Does a relative or friend of yours work at a school, college, hospital, charity or other nonprofit organization?
If so, they might end up with far less in savings than they expect — or deserve, victims of excessive fees in their workplace retirement plans.
This is because such organizations typically provide their employees with a 403(b) plan, the cousin to the 401(k) plan that’s available to employees of for-profit businesses.
Higher Fees and Required Investments
Today’s 403(b) plans collectively hold $879 billion in assets, according to Cerulli Associates. But they’re incurring $10 billion in excessive fees every year, says retirement consultant Aon Hewitt.
This happens because 403(b) plans typically require workers to invest in high-cost variable annuities. Those who leave work and seek to transfer their money to lower-cost investments often learn that they can’t easily do so because of hefty surrender fees.
Today’s 403(b) landscape is complex. The 403(b) plan offered to schoolteachers in California, for example, features 220 products offered by 59 companies.

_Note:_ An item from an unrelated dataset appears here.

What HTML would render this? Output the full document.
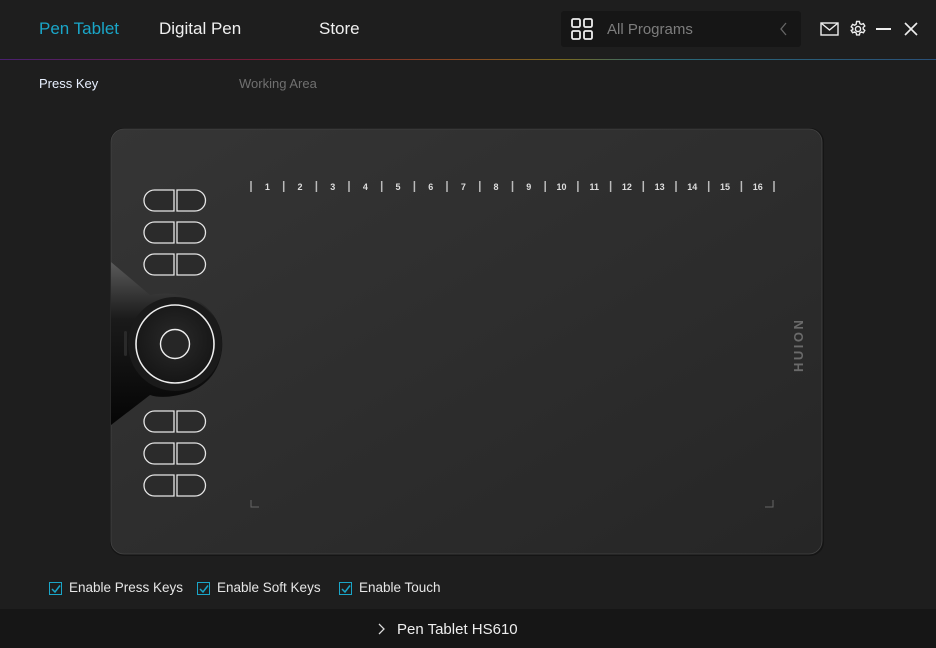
<!DOCTYPE html>
<html><head><meta charset="utf-8"><style>
*{margin:0;padding:0;box-sizing:border-box}
body{width:936px;height:648px;background:#1e1e1e;font-family:"Liberation Sans",sans-serif;position:relative;overflow:hidden}
.a{position:absolute;white-space:nowrap}
.nav{font-size:17px;top:19px;color:#f0f0f0}
.cb{width:13px;height:13px;border:1.5px solid #1aa6c8;position:absolute;top:582px}
.lbl{top:580px;font-size:13.5px;color:#e6e6e6}
</style></head><body>
<div class="a nav" style="left:39px;color:#1aa6c8">Pen Tablet</div>
<div class="a nav" style="left:159px">Digital Pen</div>
<div class="a nav" style="left:319px">Store</div>
<div class="a" style="left:561px;top:11px;width:240px;height:36px;background:#161616;border-radius:3px"></div>
<svg class="a" style="left:570px;top:17px" width="26" height="24"><g fill="none" stroke="#eee" stroke-width="1.8"><rect x="2" y="2" width="8" height="8" rx="1.5"/><rect x="14" y="2" width="8" height="8" rx="1.5"/><rect x="2" y="14" width="8" height="8" rx="1.5"/><rect x="14" y="14" width="8" height="8" rx="1.5"/></g></svg>
<div class="a" style="left:607px;top:21px;font-size:15px;color:#7d7d7d">All Programs</div>
<svg class="a" style="left:778px;top:21px" width="12" height="16"><path d="M8 2 L3 8 L8 14" fill="none" stroke="#666" stroke-width="1.3"/></svg>
<svg class="a" style="left:820px;top:22px" width="20" height="14"><rect x="1" y="1" width="17" height="12" fill="none" stroke="#eee" stroke-width="1.4"/><path d="M1 1 L9.5 8 L18 1" fill="none" stroke="#eee" stroke-width="1.4"/></svg>
<svg class="a" style="left:849px;top:20px" width="18" height="18" viewBox="0 0 18 18"><g fill="none" stroke="#eee" stroke-width="1.4"><circle cx="9" cy="9" r="2.6"/><path d="M7.6 1.5h2.8l.5 2.1 1.5.8 2-.8 1.4 2.4-1.6 1.4v1.6l1.6 1.4-1.4 2.4-2-.8-1.5.8-.5 2.1H7.6l-.5-2.1-1.5-.8-2 .8-1.4-2.4L3.8 9.8V8.2L2.2 6.8l1.4-2.4 2 .8 1.5-.8z"/></g></svg>
<div class="a" style="left:876px;top:28px;width:15px;height:2px;background:#eee"></div>
<svg class="a" style="left:903px;top:21px" width="16" height="16"><path d="M2 2L14 14M14 2L2 14" stroke="#eee" stroke-width="1.6"/></svg>
<div class="a" style="left:0;top:59px;width:936px;height:1px;background:linear-gradient(90deg,#4a2070,#7a1a30 30%,#8a4a20 50%,#7a6a20 60%,#2a6a78 70%,#2a5078)"></div>
<div class="a" style="left:39px;top:76px;font-size:13px;color:#e8f0ff">Press Key</div>
<div class="a" style="left:239px;top:76px;font-size:13px;color:#707070">Working Area</div>

<svg class="a" style="left:0;top:0" width="936" height="648">
<defs>
<linearGradient id="tb" x1="0" y1="0" x2="1" y2="1"><stop offset="0" stop-color="#353535"/><stop offset="1" stop-color="#262626"/></linearGradient>
<linearGradient id="wd" x1="0" y1="0" x2="0" y2="1"><stop offset="0" stop-color="#5a5a5a"/><stop offset=".35" stop-color="#1a1a1a"/><stop offset="1" stop-color="#050505"/></linearGradient>
<radialGradient id="dl" cx=".5" cy=".45" r=".6"><stop offset="0" stop-color="#2a2a2a"/><stop offset="1" stop-color="#141414"/></radialGradient>
</defs>
<rect x="110" y="128" width="714" height="428" rx="14" fill="#151515"/>
<rect x="111" y="129" width="711" height="425" rx="13" fill="url(#tb)" stroke="#444" stroke-width="0.8"/>
<path d="M111 262 L150 295 Q175 290 200 302 Q225 320 222 350 Q218 380 190 392 Q165 400 150 395 L111 425 Z" fill="url(#wd)"/>
<circle cx="175" cy="344" r="47" fill="#1a1a1a"/>
<circle cx="175" cy="344" r="39" fill="url(#dl)" stroke="#eee" stroke-width="1.6"/>
<circle cx="175" cy="344" r="14.5" fill="#262626" stroke="#eee" stroke-width="1.4"/>
<rect x="124" y="331" width="3" height="25" rx="1.5" fill="#2a2a2a"/>
<g fill="#2b2b2b" stroke="#e6e6e6" stroke-width="1.3">
<path id="bl" d="M174 190 H154.5 A10.5 10.5 0 0 0 154.5 211 H174 Z"/>
<path id="br" d="M177 190 H195 A10.5 10.5 0 0 1 195 211 H177 Z"/>
<use href="#bl" y="32"/><use href="#br" y="32"/>
<use href="#bl" y="64"/><use href="#br" y="64"/>
<use href="#bl" y="221"/><use href="#br" y="221"/>
<use href="#bl" y="253"/><use href="#br" y="253"/>
<use href="#bl" y="285"/><use href="#br" y="285"/>
</g>
<g stroke="#bbb" stroke-width="1.5">
<path d="M251 181v11M283.7 181v11M316.4 181v11M349 181v11M381.7 181v11M414.4 181v11M447 181v11M479.8 181v11M512.5 181v11M545.2 181v11M577.9 181v11M610.6 181v11M643.3 181v11M676 181v11M708.7 181v11M741.4 181v11M774 181v11"/>
</g>
<g fill="#ddd" font-size="9" font-weight="bold" text-anchor="middle" font-family="Liberation Sans,sans-serif">
<text x="267.4" y="190">1</text><text x="300" y="190">2</text><text x="332.7" y="190">3</text><text x="365.4" y="190">4</text><text x="398" y="190">5</text><text x="430.7" y="190">6</text><text x="463.4" y="190">7</text><text x="496" y="190">8</text><text x="528.8" y="190">9</text><text x="561.5" y="190">10</text><text x="594.2" y="190">11</text><text x="626.9" y="190">12</text><text x="659.6" y="190">13</text><text x="692.3" y="190">14</text><text x="725" y="190">15</text><text x="757.7" y="190">16</text>
</g>
<path d="M251 500v7h8M773 500v7h-8" fill="none" stroke="#666" stroke-width="1"/>
<text x="0" y="0" transform="translate(803,372) rotate(-90)" fill="#6a6a6a" font-size="13" font-weight="bold" letter-spacing="2.5" font-family="Liberation Sans,sans-serif">HUION</text>
</svg>

<div class="cb" style="left:49px"></div><svg class="a" style="left:51px;top:584px" width="10" height="10"><path d="M1 5L4 8L9 1.5" fill="none" stroke="#1aa6c8" stroke-width="1.5"/></svg>
<div class="a lbl" style="left:69px">Enable Press Keys</div>
<div class="cb" style="left:197px"></div><svg class="a" style="left:199px;top:584px" width="10" height="10"><path d="M1 5L4 8L9 1.5" fill="none" stroke="#1aa6c8" stroke-width="1.5"/></svg>
<div class="a lbl" style="left:217px">Enable Soft Keys</div>
<div class="cb" style="left:339px"></div><svg class="a" style="left:341px;top:584px" width="10" height="10"><path d="M1 5L4 8L9 1.5" fill="none" stroke="#1aa6c8" stroke-width="1.5"/></svg>
<div class="a lbl" style="left:359px">Enable Touch</div>
<div class="a" style="left:0;top:609px;width:936px;height:39px;background:#161616"></div>
<svg class="a" style="left:377px;top:622px" width="10" height="14"><path d="M2 2L7 7L2 12" fill="none" stroke="#ddd" stroke-width="1.3"/></svg>
<div class="a" style="left:397px;top:621px;font-size:15px;color:#eee">Pen Tablet HS610</div>
</body></html>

Across the nation, agents from Voya, AXA, Lincoln Financial and many others are allowed to wander school and hospital hallways and hang out in teacher and employee lounges, selling their products.
That situation doesn’t exist in the corporate world because 401(k) plans are covered by the Employee Retirement Income Security Act, legislation passed in 1974 that requires 401(k) plans to serve their employees’ best interests. But ERISA doesn’t cover most 403(b) plans, so schoolteachers and hospital and nonprofit workers don’t enjoy its protections.

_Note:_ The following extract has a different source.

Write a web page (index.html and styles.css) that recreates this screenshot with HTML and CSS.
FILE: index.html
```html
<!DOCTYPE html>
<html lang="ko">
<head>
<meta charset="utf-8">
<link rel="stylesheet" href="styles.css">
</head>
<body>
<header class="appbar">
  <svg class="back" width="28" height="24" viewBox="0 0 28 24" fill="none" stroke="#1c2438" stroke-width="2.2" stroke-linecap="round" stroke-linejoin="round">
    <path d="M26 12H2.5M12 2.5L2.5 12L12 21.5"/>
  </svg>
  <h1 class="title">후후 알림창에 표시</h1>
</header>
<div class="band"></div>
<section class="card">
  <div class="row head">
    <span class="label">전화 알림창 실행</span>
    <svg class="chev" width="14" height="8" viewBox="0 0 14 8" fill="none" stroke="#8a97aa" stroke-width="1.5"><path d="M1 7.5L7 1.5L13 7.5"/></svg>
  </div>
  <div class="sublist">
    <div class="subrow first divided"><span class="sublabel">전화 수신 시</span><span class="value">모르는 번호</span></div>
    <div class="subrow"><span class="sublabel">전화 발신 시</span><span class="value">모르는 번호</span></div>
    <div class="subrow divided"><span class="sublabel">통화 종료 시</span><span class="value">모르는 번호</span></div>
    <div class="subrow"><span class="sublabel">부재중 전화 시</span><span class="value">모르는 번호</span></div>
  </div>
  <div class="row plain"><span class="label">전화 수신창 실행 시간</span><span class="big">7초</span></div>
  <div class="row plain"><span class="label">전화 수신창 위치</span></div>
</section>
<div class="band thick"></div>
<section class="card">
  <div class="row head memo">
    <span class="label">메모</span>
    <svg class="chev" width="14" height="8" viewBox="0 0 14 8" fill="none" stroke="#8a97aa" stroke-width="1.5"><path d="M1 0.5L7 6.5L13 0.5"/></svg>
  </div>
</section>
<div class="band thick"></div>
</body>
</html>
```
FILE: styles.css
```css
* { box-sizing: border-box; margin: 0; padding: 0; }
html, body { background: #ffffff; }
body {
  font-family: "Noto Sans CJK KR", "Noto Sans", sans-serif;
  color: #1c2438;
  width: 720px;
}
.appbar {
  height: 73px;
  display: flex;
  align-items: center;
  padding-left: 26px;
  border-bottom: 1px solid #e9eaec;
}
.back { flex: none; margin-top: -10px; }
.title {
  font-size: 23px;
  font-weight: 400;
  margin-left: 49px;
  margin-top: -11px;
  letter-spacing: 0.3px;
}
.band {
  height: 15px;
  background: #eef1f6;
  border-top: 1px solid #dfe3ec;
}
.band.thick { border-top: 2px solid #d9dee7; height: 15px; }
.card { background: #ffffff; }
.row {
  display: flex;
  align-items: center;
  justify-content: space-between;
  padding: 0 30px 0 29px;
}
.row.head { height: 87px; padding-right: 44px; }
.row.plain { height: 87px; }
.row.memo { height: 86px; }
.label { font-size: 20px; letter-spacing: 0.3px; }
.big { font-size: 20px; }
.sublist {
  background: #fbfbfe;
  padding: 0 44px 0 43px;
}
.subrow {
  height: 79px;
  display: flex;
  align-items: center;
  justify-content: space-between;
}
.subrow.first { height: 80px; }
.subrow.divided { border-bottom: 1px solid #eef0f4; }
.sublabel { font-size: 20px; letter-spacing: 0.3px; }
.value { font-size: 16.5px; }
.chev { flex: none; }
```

To understand how the situation evolved, let’s start at the beginning.
The Origins of the 403(b) Plan
The 403(b) was added to the tax code in the 1950s; the 401(k) came along in the late 1970s. So, for many years, 403(b) plans were state-of-the-art. Unfortunately, they have been frozen in time, and thus now lag the rest of the retirement industry.
For sure, schoolteachers, doctors, nurses and nonprofit employees were initially excited about 403(b) plans because they offered an opportunity that private sector employees didn’t have. These employees could put part of their paychecks into retirement accounts administered by their employers and receive a tax deduction for it. The money would grow tax-deferred until the employees reached retirement age. And many of their employers even added money to their accounts — a free bonus!
Those 403(b) accounts were originally invested in insurance products, and that’s why, even today, many 403(b) plans still offer annuity products — sometimes exclusively. Some of the biggest insurance companies in the industry peddle their products through 403(b) plans.
Then 401(k) plans came along, offering mutual funds that are less expensive than insurance products. But 403(b) plans were prohibited from offering mutual funds until Congress amended the tax code to let them do so.